The Paris games also saw the first openly transgender male athlete, boxer Hergie Bacyadan, of the Philippines, who lost his match in the same boxing competition that saw *so much controversy around* Khelif and Lin Yu-ting.
- For Waters, Bacyadan's story is reminiscent of another athlete, Czech runner Zdeněk Koubek, who competed in the women's world games in 1934 and then announced he would be living as male and competing in men's sports.
- "It really sort of kicked off a conversation about like, just gender categories themselves and like sort of what it means to transition," Waters said.
The big picture: Koubek's participation — even though he didn't physically transition until after he ended his career in women's sports — also launched the first efforts to set rules around just who should be allowed to compete.
- Prominent sports doctor — and registered Nazi — Wilhelm Knoll used Koubek as a reason to push for regulation. Knoll wrote an op-ed in 1936 calling for physical examinations of all women who wanted to compete in sports
- "The most generous read is that he seems to be concerned about athletes who might fit on an intersex spectrum," Waters said. However, Waters notes that Knoll's beliefs also extended to wanting to restrict athletes of color and Jewish athletes.
- The track and field governing body took him up on his call for sex testing and passed the first such rules. Any female athlete could protest against any competitor who could then be forced to undergo a "strip test," Waters said.
Between the lines: While there are tests to determine one's chromosomes, hormone levels and other biological factors, they are all imperfect measures and any attempt to neatly divide the sexes inevitably collides with a biology that includes intersex athletes whose bodies are more complicated than traditionally male or female.

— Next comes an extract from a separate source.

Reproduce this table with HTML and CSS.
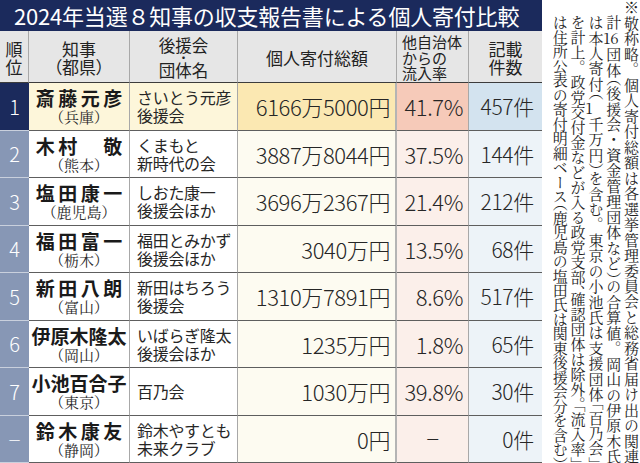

- "We've learned and then — if you look at today — seemingly unlearned those lessons over and over," Waters told Axios.
- Transgender women, he said, went from being able to participate in the Olympics so long as they reduced their testosterone below certain levels, to being all but banned.

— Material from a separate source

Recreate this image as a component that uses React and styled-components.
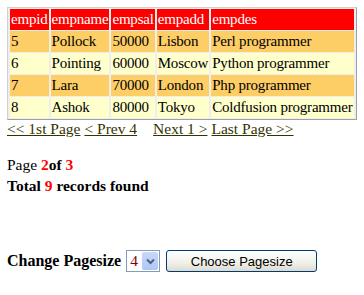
import React from "react";
import styled, { createGlobalStyle } from "styled-components";

const rows = [
  { id: 5, name: "Pollock", sal: 50000, add: "Lisbon", des: "Perl programmer" },
  { id: 6, name: "Pointing", sal: 60000, add: "Moscow", des: "Python programmer" },
  { id: 7, name: "Lara", sal: 70000, add: "London", des: "Php programmer" },
  { id: 8, name: "Ashok", sal: 80000, add: "Tokyo", des: "Coldfusion programmer" },
];

const GlobalStyle = createGlobalStyle`
  body {
    margin: 7px;
    background: #fff;
    font-family: "Liberation Serif", "Times New Roman", serif;
    font-size: 15.5px;
    color: #000;
  }
`;

const Table = styled.table`
  border-collapse: separate;
  border-spacing: 2px 1px;
  border: 1px solid;
  border-color: #d4d0c8 #a0a0a0 #a0a0a0 #d4d0c8;
  background: #eeeeee;
  font-size: 15px;
  letter-spacing: -0.2px;
  line-height: 19px;
`;

const Th = styled.th`
  background: #ff0000;
  color: #fff;
  font-weight: normal;
  text-align: left;
  padding: 1px;
`;

const Td = styled.td`
  background: ${(p) => (p.$odd ? "#fdcd66" : "#ffffcc")};
  padding: 1px;
  white-space: nowrap;
`;

const Pager = styled.div`
  margin-top: -1px;
  line-height: 19px;
`;

const PageLink = styled.a`
  color: #333300;
  text-decoration: underline;
  margin-right: ${(p) => p.$gap || 4}px;
`;

const Info = styled.div`
  margin-top: 16px;
  line-height: 21px;
`;

const Red = styled.span`
  color: #ff0000;
  font-weight: bold;
`;

const Bold = styled.div`
  font-weight: bold;
`;

const SizeForm = styled.div`
  margin-top: 54px;
  display: flex;
  align-items: center;
  gap: 5px;
`;

const Label = styled.span`
  font-weight: bold;
  font-size: 16px;
`;

const SelectBox = styled.div`
  display: flex;
  align-items: stretch;
  height: 20px;
  width: 32px;
  border: 1px solid #7f9db9;
  background: #fff;
`;

const SelectValue = styled.span`
  flex: 1;
  color: #800000;
  padding-left: 3px;
  line-height: 20px;
`;

const Arrow = styled.span`
  width: 16px;
  margin: 1px;
  background: linear-gradient(#c8d8fb, #b0c6f5);
  border-radius: 2px;
  display: flex;
  align-items: center;
  justify-content: center;
`;

const Button = styled.button`
  width: 151px;
  height: 22px;
  margin-left: 1px;
  border: 1px solid #003c74;
  border-radius: 3px;
  background: linear-gradient(#ffffff, #f0f0ea 60%, #dcdad0);
  font-family: "Liberation Sans", Arial, sans-serif;
  font-size: 13px;
  color: #000;
  padding: 0;
`;

export default function App() {
  return (
    <>
      <GlobalStyle />
      <Table>
        <thead>
          <tr>
            <Th>empid</Th>
            <Th>empname</Th>
            <Th>empsal</Th>
            <Th>empadd</Th>
            <Th>empdes</Th>
          </tr>
        </thead>
        <tbody>
          {rows.map((r, i) => (
            <tr key={r.id}>
              <Td $odd={i % 2 === 0}>{r.id}</Td>
              <Td $odd={i % 2 === 0}>{r.name}</Td>
              <Td $odd={i % 2 === 0}>{r.sal}</Td>
              <Td $odd={i % 2 === 0}>{r.add}</Td>
              <Td $odd={i % 2 === 0}>{r.des}</Td>
            </tr>
          ))}
        </tbody>
      </Table>
      <Pager>
        <PageLink href="#">&lt;&lt; 1st Page</PageLink>
        <PageLink href="#" $gap={16}>&lt; Prev 4</PageLink>
        <PageLink href="#">Next 1 &gt;</PageLink>
        <PageLink href="#">Last Page &gt;&gt;</PageLink>
      </Pager>
      <Info>
        Page <Red>2</Red>
        <b>of</b> <Red>3</Red>
        <Bold>
          Total <Red>9</Red> records found
        </Bold>
      </Info>
      <SizeForm>
        <Label>Change Pagesize</Label>
        <SelectBox>
          <SelectValue>4</SelectValue>
          <Arrow>
            <svg width="9" height="7" viewBox="0 0 9 7">
              <path d="M1 1.5 L4.5 5 L8 1.5" fill="none" stroke="#4d6185" strokeWidth="2" />
            </svg>
          </Arrow>
        </SelectBox>
        <Button>Choose Pagesize</Button>
      </SizeForm>
    </>
  );
}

- The first openly transgender woman New Zealand weightlifter Laurel Hubbard competed in Tokyo, while Team USA BMX rider Chelsea Wolfe was an alternate.
- Shortly after Tokyo, the International Olympic Committee updated its guidelines on the subject, allowing each international federation to set its own rules. Some, including the governing bodies of swimming and track and field, passed rules that make it nearly impossible for transgender women to compete — and there are no known transgender women competing in Paris.
- "It is striking that we have gone backwards in recent years," Waters said.
Yes, but: There are a number of athletes who, while assigned female at birth, identify as transgender and nonbinary competing in the women's division in Paris, including Canadian soccer player Quinn and Team USA runner Nikki Hiltz, who made the finals of the 1,500-meter race.
The big picture: Even if deciding just who should and shouldn't compete at the elite level of sports is a complicated and contested issue, Waters argues that the larger tragedy is how such rules are now being used "to very nefarious ends" exclude trans kids.
- "That is the scariest and most striking part of this," Waters said.